Still, I wanted to write something of worth. I don’t remember when I got the idea to compose something in my sister’s memory, something to honor her and add to her legacy, not something mournful but something that would represent her love of life and her convictions and also express my love for her. Since choral music was my artistic outlet, I decided to compose music to one of her poems. I read through them looking for possible candidates. There were many that I would have loved to include, but their length was a problem. I studied the shorter ones that would lend themselves to a choral piece. I also was looking for rhythm that suggested musicality. I wanted to use poems that demonstrated her faith and love of life, but finally, I chose a sad one, Butterfly. I was so happy with the way the piece turned out, I did a second one. Before I knew it, I had written seven songs—enough for a 20 minute song cycle which I titled Charisma.
It was just in handwritten manuscript, but it was fairly neat and readable. So one early Saturday morning in 1978 or 1979, I mustered my courage and took it to Ed Yager and Alan Young before rehearsal. Alan was especially impressed. He was a master of improvisation, and as he played the score, he embellished, improving my meager accompaniment as he went. Ed agreed to give it a try. I temporarily left my precious score with him to make copies, and the next week, he presented me with an octavo of Charisma that he had had copied from my score…enough copies for the whole choir. We were going to prepare it for performance by the choir.
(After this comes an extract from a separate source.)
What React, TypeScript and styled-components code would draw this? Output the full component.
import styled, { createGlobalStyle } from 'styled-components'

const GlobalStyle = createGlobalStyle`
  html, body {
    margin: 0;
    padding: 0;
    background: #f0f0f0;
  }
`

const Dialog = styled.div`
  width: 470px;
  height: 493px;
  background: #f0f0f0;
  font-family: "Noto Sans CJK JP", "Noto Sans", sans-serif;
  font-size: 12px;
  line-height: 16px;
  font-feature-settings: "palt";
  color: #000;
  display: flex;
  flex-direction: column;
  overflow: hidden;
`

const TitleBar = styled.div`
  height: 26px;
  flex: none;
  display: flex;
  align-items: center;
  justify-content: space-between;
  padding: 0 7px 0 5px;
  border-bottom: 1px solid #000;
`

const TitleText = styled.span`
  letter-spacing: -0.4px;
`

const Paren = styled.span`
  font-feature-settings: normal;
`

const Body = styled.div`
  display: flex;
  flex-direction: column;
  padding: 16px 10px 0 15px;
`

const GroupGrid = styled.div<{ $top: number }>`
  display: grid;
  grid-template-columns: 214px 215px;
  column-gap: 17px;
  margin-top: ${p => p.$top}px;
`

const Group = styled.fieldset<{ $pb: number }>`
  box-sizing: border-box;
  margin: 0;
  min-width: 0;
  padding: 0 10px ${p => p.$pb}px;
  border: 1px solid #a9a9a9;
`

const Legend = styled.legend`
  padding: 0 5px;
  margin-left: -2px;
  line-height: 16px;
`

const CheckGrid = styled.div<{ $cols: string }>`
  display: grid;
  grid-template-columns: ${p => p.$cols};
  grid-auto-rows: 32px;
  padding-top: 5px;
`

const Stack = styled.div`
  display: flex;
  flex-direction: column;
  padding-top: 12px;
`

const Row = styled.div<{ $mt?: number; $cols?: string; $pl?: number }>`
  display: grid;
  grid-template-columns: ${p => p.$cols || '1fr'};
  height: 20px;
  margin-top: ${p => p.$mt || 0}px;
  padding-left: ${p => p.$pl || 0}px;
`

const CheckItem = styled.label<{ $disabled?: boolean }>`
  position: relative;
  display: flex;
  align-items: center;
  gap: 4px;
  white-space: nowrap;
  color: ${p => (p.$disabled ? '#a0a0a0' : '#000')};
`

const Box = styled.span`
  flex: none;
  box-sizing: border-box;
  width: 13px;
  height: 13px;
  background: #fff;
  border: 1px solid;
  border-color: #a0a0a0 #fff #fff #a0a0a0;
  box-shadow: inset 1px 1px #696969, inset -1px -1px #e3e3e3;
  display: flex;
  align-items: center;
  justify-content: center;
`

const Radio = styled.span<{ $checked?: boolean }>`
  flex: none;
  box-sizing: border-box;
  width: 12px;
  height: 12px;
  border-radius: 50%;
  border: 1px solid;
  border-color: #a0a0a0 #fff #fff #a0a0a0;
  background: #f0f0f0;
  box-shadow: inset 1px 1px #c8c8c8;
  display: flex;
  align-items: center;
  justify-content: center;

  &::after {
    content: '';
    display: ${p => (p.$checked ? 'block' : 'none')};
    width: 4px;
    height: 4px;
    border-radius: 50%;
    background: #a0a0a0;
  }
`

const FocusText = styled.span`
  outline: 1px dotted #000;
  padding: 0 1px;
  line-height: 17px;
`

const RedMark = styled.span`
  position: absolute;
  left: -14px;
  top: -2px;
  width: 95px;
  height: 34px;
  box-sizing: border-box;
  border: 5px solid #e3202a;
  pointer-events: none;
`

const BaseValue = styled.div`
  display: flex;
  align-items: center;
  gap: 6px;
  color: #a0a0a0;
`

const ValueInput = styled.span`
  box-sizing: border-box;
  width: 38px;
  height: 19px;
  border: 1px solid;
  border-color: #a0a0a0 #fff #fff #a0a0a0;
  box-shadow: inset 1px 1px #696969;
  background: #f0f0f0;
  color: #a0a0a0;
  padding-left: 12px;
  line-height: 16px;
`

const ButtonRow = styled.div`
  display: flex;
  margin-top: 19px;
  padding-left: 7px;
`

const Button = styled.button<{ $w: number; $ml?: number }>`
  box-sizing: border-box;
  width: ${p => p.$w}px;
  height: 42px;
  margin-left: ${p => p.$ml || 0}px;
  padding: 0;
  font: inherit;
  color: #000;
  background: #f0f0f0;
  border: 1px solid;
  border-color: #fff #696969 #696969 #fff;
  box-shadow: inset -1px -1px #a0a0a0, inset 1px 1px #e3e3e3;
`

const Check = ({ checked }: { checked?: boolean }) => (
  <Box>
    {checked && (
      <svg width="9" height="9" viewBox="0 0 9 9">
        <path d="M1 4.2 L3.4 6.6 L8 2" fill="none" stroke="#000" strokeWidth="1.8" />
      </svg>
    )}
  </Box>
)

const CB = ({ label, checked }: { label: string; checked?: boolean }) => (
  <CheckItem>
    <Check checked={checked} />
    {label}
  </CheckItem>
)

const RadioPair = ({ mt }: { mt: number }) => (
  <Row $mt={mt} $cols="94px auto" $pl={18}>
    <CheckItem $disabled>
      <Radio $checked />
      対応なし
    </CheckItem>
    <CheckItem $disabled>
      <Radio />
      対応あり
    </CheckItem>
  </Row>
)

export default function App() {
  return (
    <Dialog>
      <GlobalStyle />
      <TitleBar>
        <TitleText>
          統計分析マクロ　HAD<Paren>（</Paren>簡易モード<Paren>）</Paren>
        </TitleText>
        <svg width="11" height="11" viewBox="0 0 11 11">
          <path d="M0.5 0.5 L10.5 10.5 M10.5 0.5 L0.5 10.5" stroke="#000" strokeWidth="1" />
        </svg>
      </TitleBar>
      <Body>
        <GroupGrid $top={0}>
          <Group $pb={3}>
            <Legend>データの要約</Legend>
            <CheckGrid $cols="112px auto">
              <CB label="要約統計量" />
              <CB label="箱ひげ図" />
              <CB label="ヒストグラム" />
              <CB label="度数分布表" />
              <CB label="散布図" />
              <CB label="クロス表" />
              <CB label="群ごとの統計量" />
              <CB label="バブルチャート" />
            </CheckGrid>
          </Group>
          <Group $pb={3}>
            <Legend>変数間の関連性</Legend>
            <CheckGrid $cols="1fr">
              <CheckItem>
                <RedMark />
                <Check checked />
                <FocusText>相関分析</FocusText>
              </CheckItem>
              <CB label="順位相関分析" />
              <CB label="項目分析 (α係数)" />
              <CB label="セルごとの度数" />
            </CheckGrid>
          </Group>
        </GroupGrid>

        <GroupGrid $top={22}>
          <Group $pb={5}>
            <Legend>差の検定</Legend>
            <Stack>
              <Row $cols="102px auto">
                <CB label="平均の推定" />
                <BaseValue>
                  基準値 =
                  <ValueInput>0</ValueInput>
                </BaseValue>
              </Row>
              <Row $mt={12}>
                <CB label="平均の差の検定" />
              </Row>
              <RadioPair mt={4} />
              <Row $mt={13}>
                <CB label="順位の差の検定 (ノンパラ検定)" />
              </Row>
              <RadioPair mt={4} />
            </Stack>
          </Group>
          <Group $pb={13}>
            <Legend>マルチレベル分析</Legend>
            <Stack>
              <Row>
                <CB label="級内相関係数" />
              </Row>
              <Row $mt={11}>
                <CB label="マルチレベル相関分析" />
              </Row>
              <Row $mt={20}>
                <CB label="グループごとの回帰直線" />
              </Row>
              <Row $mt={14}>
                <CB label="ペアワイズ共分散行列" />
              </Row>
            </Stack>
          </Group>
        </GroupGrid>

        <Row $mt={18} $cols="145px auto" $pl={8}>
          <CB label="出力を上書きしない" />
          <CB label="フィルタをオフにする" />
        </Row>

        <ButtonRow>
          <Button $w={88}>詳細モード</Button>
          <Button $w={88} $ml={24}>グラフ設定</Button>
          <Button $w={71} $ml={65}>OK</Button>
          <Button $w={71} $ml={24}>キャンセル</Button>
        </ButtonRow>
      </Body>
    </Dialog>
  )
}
You can imagine how happy and excited I was! One thing about choral work is that the choir is the instrument of the composer and of the conductor. We literally ‘play’ the choir, and you can never really hear the music until you have a choir to sing it. Of course, nowadays, computers have changed that, but I didn’t have that back then. Because of the choir, I was able to hear my composition truly for the first time outside of my own imagination.
I believe the premier public performance of the piece was at a concert at the Bloomfield Hills Stake Center sometime during the spring or summer of 1979. Ed conducted the choir. However, on September 27, 1979, we were to perform a benefit concert for the renovation of Detroit Orchestra Hall. We had performed an earlier benefit concert there sometime prior to that, and it was a project we enjoyed supporting. Sometime early in the rehearsal time, Ed asked me if I’d like to conduct the piece in the September concert, and of course, I jumped at it. What a thrill it was for me to have 80 voices at my command throughout the rehearsal period leading up to the concert. I felt so honored to be given that experience, and it is a memory I cherish.
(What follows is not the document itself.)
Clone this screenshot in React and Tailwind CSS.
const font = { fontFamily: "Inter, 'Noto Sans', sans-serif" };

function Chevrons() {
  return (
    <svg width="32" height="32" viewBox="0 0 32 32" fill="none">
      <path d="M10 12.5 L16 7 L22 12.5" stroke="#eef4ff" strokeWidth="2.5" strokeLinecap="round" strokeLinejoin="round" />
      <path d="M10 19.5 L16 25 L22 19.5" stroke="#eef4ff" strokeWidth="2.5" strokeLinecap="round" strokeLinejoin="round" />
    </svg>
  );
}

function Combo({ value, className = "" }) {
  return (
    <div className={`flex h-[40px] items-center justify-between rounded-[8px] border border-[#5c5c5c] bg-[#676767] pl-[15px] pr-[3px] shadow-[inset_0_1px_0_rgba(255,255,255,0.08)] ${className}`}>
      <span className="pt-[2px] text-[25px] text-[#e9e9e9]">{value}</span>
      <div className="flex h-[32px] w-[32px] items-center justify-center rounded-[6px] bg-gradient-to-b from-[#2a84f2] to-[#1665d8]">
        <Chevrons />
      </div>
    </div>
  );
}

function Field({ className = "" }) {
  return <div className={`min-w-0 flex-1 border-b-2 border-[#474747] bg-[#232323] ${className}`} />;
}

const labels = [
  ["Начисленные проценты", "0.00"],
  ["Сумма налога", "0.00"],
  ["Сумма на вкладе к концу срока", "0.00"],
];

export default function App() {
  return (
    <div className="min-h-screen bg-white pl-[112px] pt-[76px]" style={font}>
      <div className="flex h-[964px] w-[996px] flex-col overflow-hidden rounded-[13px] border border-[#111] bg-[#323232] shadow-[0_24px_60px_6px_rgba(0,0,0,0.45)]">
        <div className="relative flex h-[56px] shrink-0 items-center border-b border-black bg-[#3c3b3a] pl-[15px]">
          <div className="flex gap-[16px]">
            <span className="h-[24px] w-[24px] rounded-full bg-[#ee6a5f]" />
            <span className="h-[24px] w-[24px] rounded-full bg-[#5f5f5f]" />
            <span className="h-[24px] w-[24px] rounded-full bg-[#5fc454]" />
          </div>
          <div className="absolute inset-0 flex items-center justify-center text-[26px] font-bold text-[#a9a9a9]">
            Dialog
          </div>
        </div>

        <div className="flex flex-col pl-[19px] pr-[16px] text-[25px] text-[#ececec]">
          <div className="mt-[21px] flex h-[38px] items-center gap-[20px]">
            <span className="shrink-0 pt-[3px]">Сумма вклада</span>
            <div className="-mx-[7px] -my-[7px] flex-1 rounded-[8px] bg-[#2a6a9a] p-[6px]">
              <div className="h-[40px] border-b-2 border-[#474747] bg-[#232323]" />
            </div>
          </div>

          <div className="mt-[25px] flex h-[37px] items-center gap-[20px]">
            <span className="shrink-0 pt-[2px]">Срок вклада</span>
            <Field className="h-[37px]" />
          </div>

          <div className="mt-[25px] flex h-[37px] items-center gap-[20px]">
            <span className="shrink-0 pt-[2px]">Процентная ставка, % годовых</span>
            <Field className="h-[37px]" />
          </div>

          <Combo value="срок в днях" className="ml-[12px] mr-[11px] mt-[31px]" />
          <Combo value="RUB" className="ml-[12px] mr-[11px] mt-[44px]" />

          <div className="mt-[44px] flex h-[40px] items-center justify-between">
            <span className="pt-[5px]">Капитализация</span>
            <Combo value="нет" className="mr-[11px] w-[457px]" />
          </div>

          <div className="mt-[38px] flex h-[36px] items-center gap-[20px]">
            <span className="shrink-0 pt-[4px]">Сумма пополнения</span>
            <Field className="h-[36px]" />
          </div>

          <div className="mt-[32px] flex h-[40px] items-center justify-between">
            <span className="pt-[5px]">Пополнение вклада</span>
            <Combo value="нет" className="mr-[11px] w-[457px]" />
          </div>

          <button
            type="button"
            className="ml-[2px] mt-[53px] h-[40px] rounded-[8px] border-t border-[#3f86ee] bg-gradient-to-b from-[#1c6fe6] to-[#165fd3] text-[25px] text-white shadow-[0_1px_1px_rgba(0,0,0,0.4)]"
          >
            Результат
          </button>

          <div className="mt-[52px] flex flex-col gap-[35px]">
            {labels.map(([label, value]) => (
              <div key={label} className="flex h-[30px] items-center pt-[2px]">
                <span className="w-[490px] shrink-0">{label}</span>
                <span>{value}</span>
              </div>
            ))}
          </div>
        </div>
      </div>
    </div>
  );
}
Mom, Dad, and Sister Genevieve traveled from Pennsylvania to attend the concert. I believe we left our little boys with a sitter. We shared the program that evening with a well-known Mormon pianist whose name escapes me. He performed the first half of the program, and we followed. When it came time for us to perform Charisma, I strode confidently to the podium. Because I am short, they had put a platform there for me to stand on. As I stepped up onto the platform, the heel of my high heeled shoe caught in my dress hem. Fortunately, I was calm enough to reach down and disentangle my hem, avoiding what might have been an embarrassing and probably injurious accident.
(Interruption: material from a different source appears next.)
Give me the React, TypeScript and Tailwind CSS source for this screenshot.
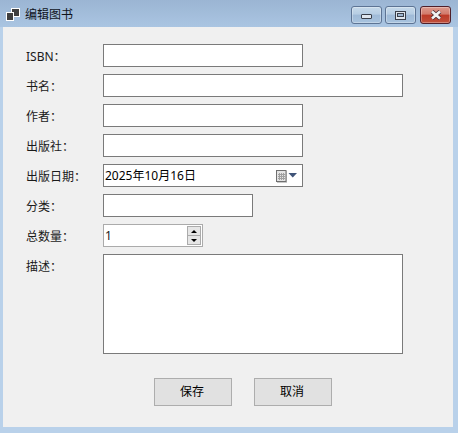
import React from 'react';

const font = { fontFamily: '"Noto Sans", "Noto Sans CJK SC", sans-serif' };

const rows = [
  { label: 'ISBN：', width: 'w-[200px]' },
  { label: '书名：', width: 'w-[300px]' },
  { label: '作者：', width: 'w-[200px]' },
  { label: '出版社：', width: 'w-[200px]' },
];

const Label: React.FC<{ text: string }> = ({ text }) => (
  <div className="h-[23px] w-[77px] shrink-0 text-[12px] leading-[25px] text-[#1a1a1a]">{text}</div>
);

const WinButton: React.FC<{ close?: boolean; children: React.ReactNode }> = ({ close, children }) => (
  <div
    className={`flex h-[18px] w-[31px] items-center justify-center rounded-[3px] border ${
      close
        ? 'border-[#4f1f2a] bg-[linear-gradient(#dc9a8e_0%,#d27a6b_45%,#bd3a28_50%,#c0503c_100%)]'
        : 'border-[#5d7494] bg-[linear-gradient(#c6d9ea_0%,#b6cde3_45%,#9fbad7_50%,#a8c3de_100%)]'
    } shadow-[inset_0_0_0_1px_rgba(255,255,255,0.3)]`}
  >
    {children}
  </div>
);

export default function App() {
  return (
    <div
      style={font}
      className="flex h-[433px] w-[458px] flex-col overflow-hidden bg-[#b9d1ea]"
    >
      {/* title bar */}
      <div className="flex h-[27px] shrink-0 items-start bg-gradient-to-b from-[#9bb5d3] to-[#aac5e2] pl-[6px] pr-[7px]">
        <svg width="14" height="14" viewBox="0 0 14 14" className="mt-[8px] shrink-0">
          <rect x="5.5" y="0.5" width="8" height="8" fill="#3f3f3f" stroke="#fff" />
          <rect x="0.5" y="4.5" width="7" height="8" fill="#3f3f3f" stroke="#fff" />
        </svg>
        <span className="ml-[5px] mt-[6px] text-[12px] leading-[18px] text-[#10141c]">编辑图书</span>
        <div className="ml-auto mt-[6px] flex">
          <WinButton>
            <div className="mt-[3px] h-[5px] w-[11px] rounded-[1px] border border-[#3a3f4a] bg-[#dfe6ee]" />
          </WinButton>
          <div className="ml-[3px]">
            <WinButton>
              <div className="flex h-[9px] w-[11px] items-center justify-center border border-[#3a3f4a] bg-[#dfe6ee]">
                <div className="h-[4px] w-[7px] border border-[#3a3f4a] bg-[#9fb8d2]" />
              </div>
            </WinButton>
          </div>
          <div className="ml-[4px]">
            <WinButton close>
              <svg width="12" height="10" viewBox="0 0 12 10">
                <path d="M2 1.5 L10 8.5 M10 1.5 L2 8.5" stroke="#4a2c32" strokeWidth="4.2" />
                <path d="M2 1.5 L10 8.5 M10 1.5 L2 8.5" stroke="#f2f2f2" strokeWidth="2.6" />
              </svg>
            </WinButton>
          </div>
        </div>
      </div>

      {/* client area */}
      <div className="ml-[3px] h-[400px] w-[450px] bg-[#f0f0f0] pl-[23px] pt-[17px]">
        <div className="flex flex-col gap-[7px]">
          {rows.map((r) => (
            <div key={r.label} className="flex">
              <Label text={r.label} />
              <div className={`h-[23px] ${r.width} border border-[#7a7a7a] bg-white`} />
            </div>
          ))}

          <div className="flex">
            <Label text="出版日期：" />
            <div className="flex h-[23px] w-[200px] items-center border border-[#7a7a7a] bg-white pl-[1px] text-[12px] text-black">
              <span>2025年10月16日</span>
              <svg width="27" height="14" viewBox="0 0 27 14" className="ml-auto mr-[1px]">
                <rect x="3" y="2" width="10" height="12" fill="#c8c8c8" />
                <rect x="2.5" y="1.5" width="9.5" height="11" fill="#e4e4e4" stroke="#6f6f6f" />
                <path d="M4 5.5h7M4 7.5h7M4 9.5h7M5.5 4v7M7.5 4v7M9.5 4v7" stroke="#a0a0a0" />
                <path d="M14.5 4h8.5l-4.25 4.5z" fill="#3f5478" />
              </svg>
            </div>
          </div>

          <div className="flex">
            <Label text="分类：" />
            <div className="h-[23px] w-[150px] border border-[#7a7a7a] bg-white" />
          </div>

          <div className="flex">
            <Label text="总数量：" />
            <div className="flex h-[23px] w-[100px] items-center border border-[#ababab] bg-white pl-[1px] pr-[1px] text-[12px] text-[#1a1a1a]">
              <span>1</span>
              <div className="ml-auto flex h-[19px] w-[14px] flex-col">
                <div className="flex flex-1 items-center justify-center border border-[#ababab] bg-[#e6e6e6]">
                  <div className="h-0 w-0 border-x-[3.5px] border-b-[3.5px] border-x-transparent border-b-black" />
                </div>
                <div className="-mt-px flex flex-1 items-center justify-center border border-[#ababab] bg-[#e6e6e6]">
                  <div className="h-0 w-0 border-x-[3.5px] border-t-[3.5px] border-x-transparent border-t-black" />
                </div>
              </div>
            </div>
          </div>

          <div className="flex">
            <Label text="描述：" />
            <div className="h-[100px] w-[300px] border border-[#7a7a7a] bg-white" />
          </div>
        </div>

        {/* buttons */}
        <div className="ml-[128px] mt-[24px] flex gap-[22px]">
          <button className="h-[28px] w-[78px] border border-[#adadad] bg-[#e1e1e1] pr-[2px] text-[12px] text-black">保存</button>
          <button className="h-[28px] w-[78px] border border-[#adadad] bg-[#e1e1e1] pr-[2px] text-[12px] text-black">取消</button>
        </div>
      </div>
    </div>
  );
}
Dad taped the song cycle from his seat in the audience with his portable tape player. Many years later, in the late nineties, I transferred that taped recording to a CD. I also had found a cassette recording of some of our rehearsals, both with Ed and myself conducting. It was such a sweet discovery to revisit that creative process and our time of learning a piece that had never been performed before. The rehearsal recording is as precious to me as that of the performance, maybe even more so because it includes my own voice leading the choir through some of the rough spots in the score, stopping them to do a passage over and over until we got it right.
The creation and performance of this work was a labor of love that took many hours over the course of a year and a half. After our concert at Orchestra Hall, the choir also traveled to Salt Lake City in July 1980 to perform in the Tabernacle on Temple Square in celebration of the church’s Bicentennial Celebration. Ed begged me to make the trip to conduct the song cycle, but I felt that I could not. Jack was traveling so much for his job at Ford Motor Company that I didn’t feel I could leave during that time. I’ve always regretted not making that trip. Ed conducted my song cycle in the Tabernacle in my place. Unless one of the ensemble members snitched a copy and has performed it elsewhere unknown to me, that was the final performance of the work.
However, it was not the end of the piece’s life. It was given new life through Michael’s use of Butterfly and other elements of my work in his composition of the music for Patty’s jazz ballet Unfinished Fragments, done so with my full permission. I’m glad, by the way, that aside from Butterfly, Patty used different poems for her piece. It allowed for artistic interpretation of more of Charis’ poems. My Charisma music has taken quite a journey. Perhaps someday, I will have the happy fortune to perform it again.
I know this is the work of an amateur composer, but it is also strictly ‘amateur’, i.e. the work of someone who did it for the love of it. Charisma is my homage to my dear sister Charis. Mom and Dad didn’t realize when they named her as an infant that she would grow into such a charismatic woman, someone who was loved by all who knew her, a sensitive and artistic soul with a remarkable insight into life even as a young girl. Her wisdom, her genuine goodness, her regard for truth and integrity—her personification of so many admirable qualities still guide those of us who loved her. Still today, forty four years after her death at the age of 29, I still miss her and somehow feel her with me even now. Charisma was and still is for her.